Both other insurgent groups—the Haqqani Group and Hizb-i-Islami—have indicated they are open to negotiations, but the Americans will have a hard time sitting down with the Haqqanis. The group has been implicated in the deaths of numerous U.S. and coalition forces. To leave the Haqqani Group out, however, will derail the whole process.

The U.S. would like to exclude Iran, but as Rashid points out, “No peace process in Afghanistan can succeed without Iran’s full participation.” And then there is India. Pakistan sees Indian involvement in Afghanistan as part of New Delhi’s strategy to surround Pakistan, and India accuses Pakistan of harboring terrorists who attack Indian-controlled Kashmir and launched the horrendous 2008 attack on Mumbai that killed 166 people.

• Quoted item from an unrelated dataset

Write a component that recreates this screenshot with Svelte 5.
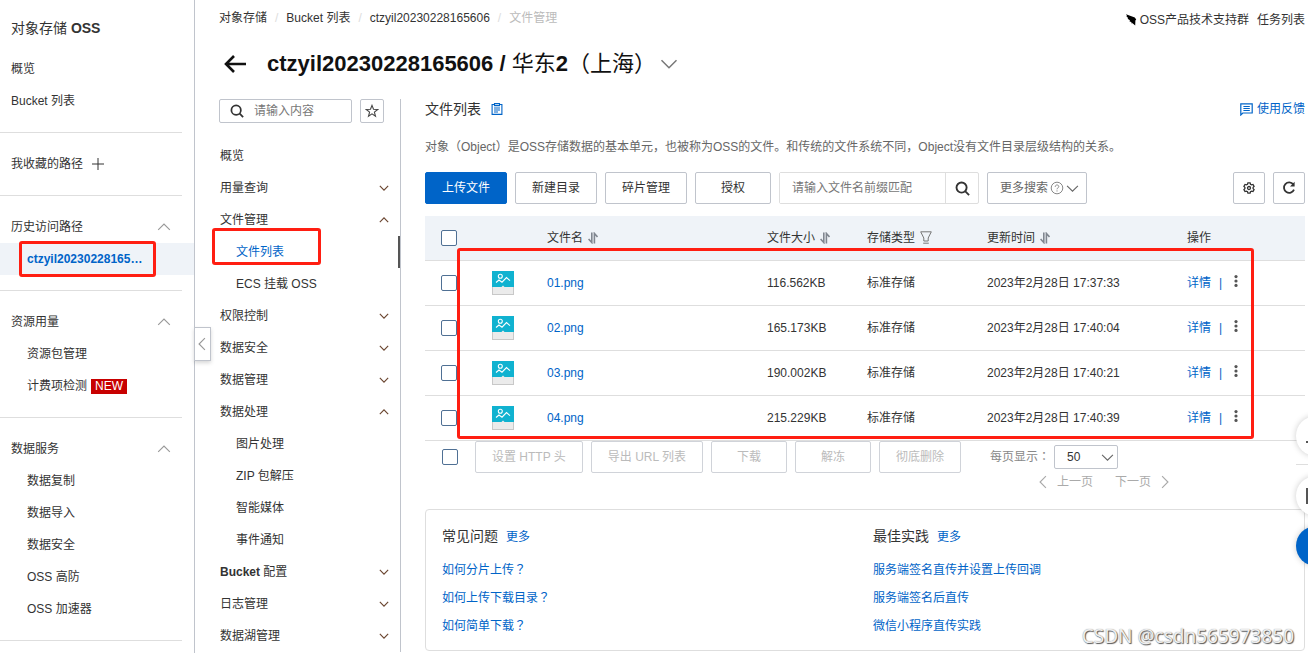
<script>
  const history = [{ label: 'ctzyil20230228165…', active: true }];
  const usage = [{ label: '资源包管理' }, { label: '计费项检测', isNew: true }];
  const services = [
    { label: '数据复制' },
    { label: '数据导入' },
    { label: '数据安全' },
    { label: 'OSS 高防' },
    { label: 'OSS 加速器' },
  ];
  const groups = [
    { title: '历史访问路径', items: history },
    { title: '资源用量', items: usage },
    { title: '数据服务', items: services },
  ];

  const bucketMenu = [
    { label: '概览' },
    { label: '用量查询', children: [] },
    { label: '文件管理', open: true, children: ['文件列表', 'ECS 挂载 OSS'] },
    { label: '权限控制', children: [] },
    { label: '数据安全', children: [] },
    { label: '数据管理', children: [] },
    { label: '数据处理', open: true, children: ['图片处理', 'ZIP 包解压', '智能媒体', '事件通知'] },
    { strong: 'Bucket', label: '配置', children: [] },
    { label: '日志管理', children: [] },
    { label: '数据湖管理', children: [] },
  ];

  const files = [
    { name: '01.png', size: '116.562KB', time: '2023年2月28日 17:37:33' },
    { name: '02.png', size: '165.173KB', time: '2023年2月28日 17:40:04' },
    { name: '03.png', size: '190.002KB', time: '2023年2月28日 17:40:21' },
    { name: '04.png', size: '215.229KB', time: '2023年2月28日 17:40:39' },
  ];

  const batchActions = ['设置 HTTP 头', '导出 URL 列表', '下载', '解冻', '彻底删除'];

  const help = [
    { title: '常见问题', question: true, links: ['如何分片上传', '如何上传下载目录', '如何简单下载'] },
    { title: '最佳实践', links: ['服务端签名直传并设置上传回调', '服务端签名后直传', '微信小程序直传实践'] },
  ];

  let currentItem = $state('文件列表');
</script>

{#snippet chevron(dir, size)}
  <svg class="chevron {dir}" width={size} height={size} viewBox="0 0 12 12" fill="none" stroke="currentColor">
    <path d="M1 3.5 6 8.5 11 3.5" />
  </svg>
{/snippet}

{#snippet searchIcon(size)}
  <svg width={size} height={size} viewBox="0 0 16 16" fill="none" stroke="#333" stroke-width="2">
    <circle cx="7" cy="7" r="5.4" />
    <path d="M10.8 10.8 15 15" />
  </svg>
{/snippet}

{#snippet sortIcon()}
  <svg class="sort" width="10" height="12" viewBox="0 0 10 12" fill="none" stroke="#808690" stroke-width="1.6">
    <path d="M3.8 0.5V10.5L0.6 7" />
    <path d="M6.4 11.5V1.5L9.5 5" />
  </svg>
{/snippet}

<div class="page">
  <aside class="product">
    <h2>对象存储 <b>OSS</b></h2>
    <nav>
      <a class="row" href="#overview">概览</a>
      <a class="row" href="#buckets">Bucket 列表</a>
      <hr />
      <div class="row">
        我收藏的路径
        <button class="icon-btn plus" aria-label="添加路径">
          <svg width="12" height="12" viewBox="0 0 12 12" stroke="#333"><path d="M6 0V12M0 6H12" /></svg>
        </button>
      </div>
      <hr />
      {#each groups as group}
        <button class="row group">
          {group.title}
          {@render chevron('up', 14)}
        </button>
        {#each group.items as item}
          <a class="row sub" class:active={item.active} href="#item">
            {item.label}
            {#if item.isNew}<span class="new">NEW</span>{/if}
            {#if item.active}<span class="mark mark-path"></span>{/if}
          </a>
        {/each}
        <hr />
      {/each}
    </nav>
    <button class="collapse" aria-label="收起">
      {@render chevron('left', 14)}
    </button>
  </aside>

  <main>
    <header class="top">
      <ol class="crumbs">
        <li><a href="#oss">对象存储</a></li>
        <li><a href="#buckets">Bucket 列表</a></li>
        <li><a href="#bucket">ctzyil20230228165606</a></li>
        <li class="here">文件管理</li>
      </ol>
      <div class="top-links">
        <a href="#support">
          <svg width="11" height="12" viewBox="0 0 11 12" fill="#000">
            <path d="M0 0.2 8.8 3.6 10.2 5.4 9.4 6.4 9.2 11.4 6.6 9.2 5.2 9.3 5.6 8.2 3.4 7.2 4 6.2 1.6 4.8 2.2 4 0.4 2.6 1 2Z" />
          </svg>
          OSS产品技术支持群
        </a>
        <a href="#tasks">任务列表</a>
      </div>
    </header>

    <div class="heading">
      <button class="icon-btn" aria-label="返回">
        <svg width="24" height="20" viewBox="0 0 24 20" fill="none" stroke="#111" stroke-width="2.6">
          <path d="M11 2 3 10 11 18M3 10H23" />
        </svg>
      </button>
      <h1><b>ctzyil20230228165606 /</b> 华东<b>2</b>（上海）</h1>
      <button class="icon-btn heading-toggle" aria-label="切换 Bucket">
        {@render chevron('down', 18)}
      </button>
    </div>

    <div class="body">
      <aside class="bucket-nav">
        <div class="nav-search">
          <label class="nav-input">
            {@render searchIcon(14)}
            <input type="text" placeholder="请输入内容" aria-label="请输入内容" />
          </label>
          <button class="star" aria-label="收藏">
            <svg width="14" height="14" viewBox="0 0 14 14" fill="none" stroke="#444" stroke-width="1.1">
              <path d="M7 1.4 8.5 5.3 12.7 5.5 9.4 8.1 10.5 12.2 7 9.9 3.5 12.2 4.6 8.1 1.3 5.5 5.5 5.3Z" />
            </svg>
          </button>
        </div>
        {#each bucketMenu as entry}
          <button class="row group">
            <span>{#if entry.strong}<b>{entry.strong}</b>&nbsp;{/if}{entry.label}</span>
            {#if entry.children}{@render chevron(entry.open ? 'up' : 'down', 10)}{/if}
          </button>
          {#each entry.children ?? [] as child}
            <a
              class="row sub"
              class:current={currentItem === child}
              href="#menu"
              onclick={() => (currentItem = child)}
            >
              {child}
              {#if child === '文件列表'}<span class="mark mark-menu"></span>{/if}
            </a>
          {/each}
        {/each}
      </aside>

      <section class="content">
        <div class="content-head">
          <h3>文件列表</h3>
          <svg width="12" height="12" viewBox="0 0 12 12" fill="none" stroke="#0064c8" stroke-width="1.1">
            <path d="M3.5 1.5H1.1V11.4H10.9V1.5H8.5" />
            <path d="M3.5 0.6H8.5V2.6H3.5ZM3 5H9M3 7H9M3 9H7" />
          </svg>
          <a class="feedback" href="#feedback">
            <svg width="13" height="13" viewBox="0 0 13 13" fill="none" stroke="#0064c8" stroke-width="1.2">
              <path d="M0.8 12V0.8H12.2V10H2.8Z" />
              <path d="M3.4 3.5H9.8M3.4 5.5H9.8M3.4 7.5H9.8" stroke-width="1" />
            </svg>
            使用反馈
          </a>
        </div>
        <p class="intro">
          对象（Object）是OSS存储数据的基本单元，也被称为OSS的文件。和传统的文件系统不同，Object没有文件目录层级结构的关系。
        </p>

        <div class="toolbar">
          <button class="btn primary">上传文件</button>
          <button class="btn">新建目录</button>
          <button class="btn">碎片管理</button>
          <button class="btn">授权</button>
          <div class="prefix-search">
            <input type="text" placeholder="请输入文件名前缀匹配" aria-label="请输入文件名前缀匹配" />
            <button aria-label="搜索">{@render searchIcon(15)}</button>
          </div>
          <button class="btn more">
            更多搜索
            <svg width="14" height="14" viewBox="0 0 14 14" fill="none" stroke="#888">
              <circle cx="7" cy="7" r="5.8" />
              <path d="M5.2 5.8C5.2 3.4 8.8 3.4 8.8 5.6 8.8 6.9 7 6.8 7 8.3M7 9.4V10.5" />
            </svg>
            {@render chevron('down', 13)}
          </button>
          <button class="btn square push" aria-label="设置">
            <svg width="12" height="12" viewBox="0 0 12 12" fill="none" stroke="#333" stroke-width="1.3">
              <path d="M4.9 0.8H7.1L7.5 2.2 8.6 2.8 10 2.4 11.1 4.3 10.1 5.4V6.6L11.1 7.7 10 9.6 8.6 9.2 7.5 9.8 7.1 11.2H4.9L4.5 9.8 3.4 9.2 2 9.6 0.9 7.7 1.9 6.6V5.4L0.9 4.3 2 2.4 3.4 2.8 4.5 2.2Z" />
              <circle cx="6" cy="6" r="1.5" />
            </svg>
          </button>
          <button class="btn square" aria-label="刷新">
            <svg width="14" height="14" viewBox="0 0 14 14" fill="none" stroke="#333" stroke-width="1.8">
              <path d="M11.3 3.4A5.2 5.2 0 1 0 12 8.6" />
              <path d="M12.6 0.8V5.4H8Z" fill="#333" stroke="none" />
            </svg>
          </button>
        </div>

        <div class="table-wrap">
          <table>
            <colgroup>
              <col class="c-check" />
              <col class="c-icon" />
              <col class="c-name" />
              <col class="c-size" />
              <col class="c-type" />
              <col class="c-time" />
              <col />
            </colgroup>
            <thead>
              <tr>
                <th><input type="checkbox" aria-label="全选" /></th>
                <th></th>
                <th>文件名 {@render sortIcon()}</th>
                <th>文件大小 {@render sortIcon()}</th>
                <th>
                  存储类型
                  <svg class="filter" width="12" height="13" viewBox="0 0 12 13" fill="none" stroke="#777">
                    <path d="M0.7 0.8H11.3L8.2 7V10H3.8V7ZM3.2 12.2H8.8" />
                  </svg>
                </th>
                <th>更新时间 {@render sortIcon()}</th>
                <th>操作</th>
              </tr>
            </thead>
            <tbody>
              {#each files as file}
                <tr>
                  <td><input type="checkbox" aria-label={file.name} /></td>
                  <td>
                    <svg class="thumb" width="22" height="24" viewBox="0 0 22 24">
                      <rect width="22" height="24" fill="#c8c8c8" />
                      <rect x="1" y="16" width="20" height="7" fill="#ebebeb" />
                      <rect width="22" height="16" fill="#10b2d0" />
                      <path d="M9.5 16 11 14.5 12.5 16Z" fill="#ebebeb" />
                      <g fill="none" stroke="#fff" stroke-width="1.1">
                        <circle cx="8.3" cy="5.2" r="2" />
                        <path d="M4 11.5 7 9 10 11.2 14.5 6.6 18 9.6" />
                      </g>
                    </svg>
                  </td>
                  <td><a class="file" href="#file">{file.name}</a></td>
                  <td>{file.size}</td>
                  <td>标准存储</td>
                  <td>{file.time}</td>
                  <td>
                    <div class="ops">
                      <a href="#detail">详情</a>
                      <span class="bar">|</span>
                      <button class="icon-btn" aria-label="更多操作">
                        <svg width="4" height="12" viewBox="0 0 4 12" fill="#555">
                          <circle cx="2" cy="1.6" r="1.6" />
                          <circle cx="2" cy="6" r="1.6" />
                          <circle cx="2" cy="10.4" r="1.6" />
                        </svg>
                      </button>
                    </div>
                  </td>
                </tr>
              {/each}
            </tbody>
          </table>
          <span class="mark mark-table"></span>
        </div>

        <div class="batch">
          <input type="checkbox" aria-label="全选本页" />
          {#each batchActions as action}
            <button class="btn" disabled>{action}</button>
          {/each}
          <label class="page-size">
            <span>每页显示<span class="centered">：</span></span>
            <span class="select">
              <select>
                <option>50</option>
              </select>
              {@render chevron('down', 13)}
            </span>
          </label>
        </div>
        <div class="pager">
          <button>{@render chevron('left', 14)}上一页</button>
          <button>下一页{@render chevron('right', 14)}</button>
        </div>

        <div class="help">
          {#each help as column}
            <div class="help-col">
              <h4>{column.title} <a href="#more">更多</a></h4>
              {#each column.links as link}
                <a href="#help">{link}{#if column.question}<span class="centered">？</span>{/if}</a>
              {/each}
            </div>
          {/each}
        </div>
      </section>
    </div>
  </main>

  <div class="floats">
    <button aria-label="通知">
      <svg width="20" height="20" viewBox="0 0 20 20" fill="none" stroke="#555" stroke-width="2"><path d="M0 16H20M3 16V8C3 0 17 0 17 8V16" /></svg>
    </button>
    <hr />
    <button aria-label="文档">
      <svg width="20" height="20" viewBox="0 0 20 20" fill="none" stroke="#555" stroke-width="2"><path d="M1 3H19V17H1Z" /></svg>
    </button>
    <button class="blue" aria-label="客服"></button>
  </div>
  <span class="watermark">CSDN @csdn565973850</span>
</div>

<style>
  :global(body) {
    margin: 0;
    background: #fff;
  }
  .page {
    position: relative;
    display: flex;
    height: 100vh;
    overflow: hidden;
    font: 12px/16px 'Liberation Sans', 'Noto Sans CJK SC', sans-serif;
    color: #333;
  }
  .page * { box-sizing: border-box; }
  a { color: inherit; text-decoration: none; }
  button, input, select {
    font: inherit;
    color: inherit;
    margin: 0;
    padding: 0;
  }
  button { border: 0; background: none; cursor: pointer; }
  h1, h2, h3, h4, p, ol { margin: 0; padding: 0; font-weight: 400; }
  svg { flex-shrink: 0; }

  .chevron.up { transform: rotate(180deg); }
  .chevron.left { transform: rotate(90deg); }
  .chevron.right { transform: rotate(-90deg); }
  .icon-btn { display: flex; align-items: center; }
  /* full-width punctuation that sits in the middle of its box */
  .centered { font-family: 'Noto Sans CJK TC', sans-serif; line-height: 12px; }

  .mark {
    position: absolute;
    border: 3px solid #ff1e12;
    border-radius: 3px;
    pointer-events: none;
  }
  .mark-path { inset: -2px 38px -2px 19px; }
  .mark-menu { inset: -8px 77px 3px -7px; }
  .mark-table { inset: 32px 51px 2px 32px; }

  .row {
    position: relative;
    display: flex;
    align-items: center;
    height: 32px;
    width: 100%;
    text-align: left;
  }

  .product {
    position: relative;
    flex: 0 0 195px;
    border-right: 1px solid #c0c4cc;
  }
  .product h2 {
    padding: 18px 11px 15px;
    font-size: 14px;
    line-height: 20px;
  }
  .product .row { padding: 0 23px 0 11px; }
  .product .row.sub { padding-left: 27px; }
  .product hr {
    margin: 15px 12px 15px 0;
    border: 0;
    border-top: 1px solid #dedede;
  }
  .product .group { justify-content: space-between; }
  .product .group svg { color: #999; }
  .product .active {
    background: #eff3f8;
    color: #0064c8;
    font-weight: 700;
  }
  .plus { margin-left: 9px; }
  .new {
    margin-left: 4px;
    padding: 0 4px;
    background: #c80000;
    color: #fff;
    line-height: 15px;
  }
  .collapse {
    position: absolute;
    top: 327px;
    right: -17px;
    display: flex;
    align-items: center;
    width: 17px;
    height: 34px;
    border: 1px solid #c0c4cc;
    background: #fff;
    color: #999;
    box-shadow: 0 2px 4px rgba(0, 0, 0, 0.16);
  }

  main { flex: 1; min-width: 0; padding: 10px 3px 0 24px; }
  .top { display: flex; justify-content: space-between; }
  .crumbs { display: flex; list-style: none; }
  .crumbs li + li::before {
    content: '/';
    margin: 0 8px;
    color: #ddd;
  }
  .here { color: #bbb; }
  .top-links { display: flex; gap: 8px; padding-top: 2px; }
  .top-links a { display: flex; align-items: center; gap: 3px; }

  .heading {
    display: flex;
    align-items: center;
    padding: 20px 0 19px 4px;
    color: #111;
  }
  h1 {
    margin: 0 4px 0 20px;
    font-size: 22px;
    line-height: 32px;
  }
  .heading-toggle { color: #777; }

  .body { display: flex; }
  .bucket-nav {
    flex: 0 0 182px;
    border-right: 1px solid #c0c4cc;
  }
  .nav-search { display: flex; gap: 8px; margin-bottom: 17px; }
  .nav-input {
    display: flex;
    align-items: center;
    gap: 10px;
    width: 133px;
    height: 24px;
    padding: 0 10px;
    border: 1px solid #c0c4cc;
    border-radius: 2px;
  }
  .nav-input input { flex: 1; min-width: 0; border: 0; outline: 0; background: none; }
  input::placeholder { color: #777; opacity: 1; }
  .star {
    display: grid;
    place-items: center;
    width: 24px;
    height: 24px;
    border: 1px solid #c0c4cc;
    border-radius: 2px;
  }
  .bucket-nav .row { padding: 0 11px 0 1px; }
  .bucket-nav .row.sub { padding-left: 17px; }
  .bucket-nav .group { justify-content: space-between; }
  .bucket-nav .group svg { color: #6b4630; stroke-width: 1.4; }
  .bucket-nav .current {
    border-right: 2px solid #555;
    color: #0064c8;
  }

  .content { flex: 1; min-width: 0; padding-left: 24px; }
  .content-head { display: flex; align-items: center; gap: 10px; }
  h3 { font-size: 14px; line-height: 20px; }
  .feedback {
    display: flex;
    align-items: center;
    gap: 4px;
    margin-left: auto;
    color: #0064c8;
  }
  .intro { margin: 20px 0 17px; color: #666; }

  .toolbar { display: flex; gap: 8px; }
  .btn {
    min-width: 76px;
    height: 32px;
    padding: 0 16px;
    border: 1px solid #c0c4cc;
    border-radius: 2px;
    background: #fff;
    white-space: nowrap;
  }
  .primary { border-color: #0064c8; background: #0064c8; color: #fff; }
  .prefix-search {
    display: flex;
    width: 200px;
    height: 32px;
    border: 1px solid #dedede;
    border-radius: 2px;
  }
  .prefix-search input { flex: 1; min-width: 0; padding: 0 12px; border: 0; outline: 0; }
  .prefix-search button {
    display: grid;
    place-items: center;
    width: 33px;
    border-left: 1px solid #dedede;
  }
  .more {
    display: flex;
    align-items: center;
    gap: 2px;
    width: 100px;
    padding: 0 0 0 12px;
    color: #666;
  }
  .square { display: grid; place-items: center; min-width: 32px; width: 32px; padding: 0; }
  .push { margin-left: auto; }

  .table-wrap { position: relative; margin-top: 12px; }
  table { width: 100%; table-layout: fixed; border-collapse: separate; border-spacing: 0; }
  .c-check { width: 51px; }
  .c-icon { width: 55px; }
  .c-name { width: 220px; }
  .c-size { width: 100px; }
  .c-type { width: 120px; }
  .c-time { width: 200px; }
  th, td {
    height: 45px;
    padding: 0 16px;
    border-bottom: 1px solid #dedede;
    text-align: left;
    font-weight: 400;
    white-space: nowrap;
  }
  th { background: #eff3f8; }
  th svg { margin: 0 0 2px 2px; vertical-align: middle; }
  input[type='checkbox'] {
    appearance: none;
    display: block;
    width: 16px;
    height: 16px;
    border: 1px solid #4f7094;
    border-radius: 2px;
    background: #fff;
  }
  .thumb { display: block; }
  .file, .ops a, .bar { color: #0064c8; }
  .ops { display: flex; align-items: center; gap: 8px; }
  .ops button { margin: 0 0 4px 4px; }

  .batch { display: flex; align-items: center; gap: 8px; }
  .batch input { margin: 0 9px 0 17px; }
  .batch .btn { border-color: #d0d3d9; color: #bbb; cursor: not-allowed; }
  .page-size {
    display: flex;
    align-items: center;
    gap: 4px;
    margin-left: 21px;
    color: #888;
  }
  .select { display: grid; align-items: center; justify-items: end; }
  .select > :global(*) { grid-area: 1 / 1; }
  .select svg { margin-right: 4px; pointer-events: none; z-index: 1; color: #666; }
  select {
    appearance: none;
    width: 64px;
    height: 24px;
    padding: 0 12px;
    border: 1px solid #c0c4cc;
    border-radius: 2px;
    background: #fff;
    color: #333;
  }
  .pager { display: flex; gap: 22px; margin: 1px 0 19px 611px; color: #aaa; }
  .pager button { display: flex; align-items: center; gap: 7px; }

  .help {
    display: grid;
    grid-template-columns: 1fr 1fr;
    gap: 16px;
    padding: 16px;
    border: 1px solid #dedede;
    border-radius: 4px;
  }
  .help-col { display: grid; gap: 12px; color: #0064c8; align-content: start; justify-items: start; }
  h4 { margin-bottom: 3px; color: #333; font-size: 14px; line-height: 20px; }
  h4 a { margin-left: 4px; color: #0064c8; font-size: 12px; }

  .floats {
    position: absolute;
    top: 416px;
    right: -28px;
    display: grid;
    gap: 10px;
    width: 40px;
  }
  .floats hr { width: 100%; margin: -2px 0 0; border: 0; border-top: 1px solid #dedede; }
  .floats button {
    display: grid;
    place-items: center;
    width: 40px;
    height: 40px;
    border-radius: 50%;
    background: #fff;
    box-shadow: 0 0 6px rgba(0, 0, 0, 0.2);
  }
  .floats .blue { background: #0064c8; }
  .watermark {
    position: absolute;
    right: 14px;
    bottom: 6px;
    font: 19px/22px 'Noto Sans', sans-serif;
    color: #eee;
    text-shadow: 1px 1px 1px #555, 0 0 1px #888;
  }
</style>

Murphy’s Law suggests that things are more likely to end in chaos than reasoned diplomacy. But self-interest is a powerful motivator, and all parties, including India, stands to gain something by ending the war. India very much wants to see the 1,050-mile TAPI pipeline built, as it will carry gas from Turkmenistan, through Afghanistan and Pakistan, to Fazilka, India.

A lot is at stake, and if getting the peace process going involved taking out Osama bin Ladin. Well, in the cynical world of the “Great Game,” to make an omelet, you have to break eggs.

Back in the Victorian era the British Army marched off singing a song:

“We don’t want to fight but by jingo if we do/

We’ve got the ships, we’ve got the men, and we’ve got the money too”

But in the 21st century most our allies’ armies don’t want to fight, ships are useless in Afghanistan, there aren’t enough men, and everyone is broke.

For 33 years the people of Afghanistan have been bombed, burned, shot, tortured and turned into refugees. For at least the moment the pieces are aligned to bring this awful war to an end. It is time to close the book on the “Great Game” and bring the troops home.